With Texas’ decision to end the statewide mask mandate and other preventative measures against the coronavirus, the Texas Legislature’s six-week abortion ban has deepened controversy within the state and across the country. Audrey Higley ’25, from Austin, TX, felt that the abortion ban approval was not a surprising development for the state.
“Historically, this decision is not surprising because Texas has always been a state that does not allow more liberal decisions to go through. The general cultural mindset in the state has always been more rough and tumble,” Higley said. “It is unfortunate that a number of Texans seem to not realize how destructive this decision can be.”
Heather Gager ’25, is from McAllen, a city in southern Texas with a mix of progressive politics and a strong religious presence. For Gager, abortion controversy was an issue she had seen from multiple sides.

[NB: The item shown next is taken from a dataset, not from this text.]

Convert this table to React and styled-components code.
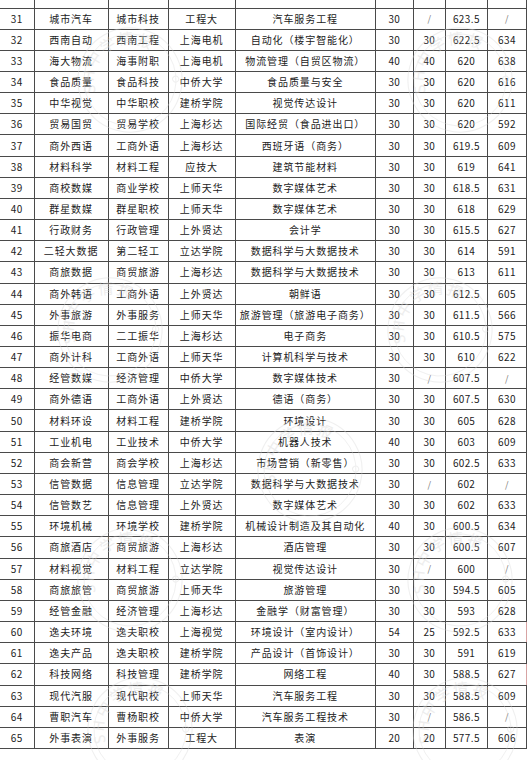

“As someone who used to pray in front of the only operating abortion clinics in the state, I knew the push to ban abortion was strong but by no means did I think the state would actually find a way to completely outlaw abortion, so I was definitely surprised,” Gager said. “Taken aback actually, it’s still incredible to think about.”
The Supreme Court’s refusal to block the new Texas law that severely restricted abortion sparked in widespread controversy this September. The state’s law strictly bans abortions after six weeks of pregnancy, which, according to The New York Times, is often before many people realize they are pregnant. Going against Roe v. Wade protections in the state, the decision does not provide any exceptions, even to victims of sexual assault and rape.
While many other states have attempted to put a ban on abortions in the past, the earlier legislation previously passed has not withstood court rulings. Higley expressed her concern thatof how Texas’ success couldcan be utilized as a blueprint for other states that aspire to limit abortion.
“I know that Mississippi tried to enforce a very similar law to this, where it tried banning any abortion[s] after the first trimester, and that recently was overturned,” Higley said. “However, since it was made evident that the Supreme Court is willing to support these restrictive laws that obviously go against Roe v. Wade, it worries me that there are going to be more conservative states taking notes from this trying to pass such laws.”
Arguments regarding the Texas abortion ban are set to be heard by the Supreme Court on December 1. In the interim, the law will be tested by local courts as anyone aiding in an abortion — doctors, drivers, and even people who provide money — will be open to civilian challenges.
Looking forward, Gager is hopeful that the ban will be overturned by the Supreme Court, pointing towards the broad support for abortion access across the country.
“[A]bortion rights are something that a majority of the nation agrees on, so I think that even if there’s a possibility of the overturning of Roe v. Wade, I’d like to think our Supreme Court justices will make a decision that accurately reflects our current nation’s opinions and not their own interests,” she added.
Gager also expressed confidence in her state, referencing the massive political shifts that have happened in Texas in the past few years.
“I think there’s an increase in accurate representation for our state at the local level but not necessarily at the state level,” she said. “I’m sure plenty of Texans are rejoicing right now, but also many are fighting back.”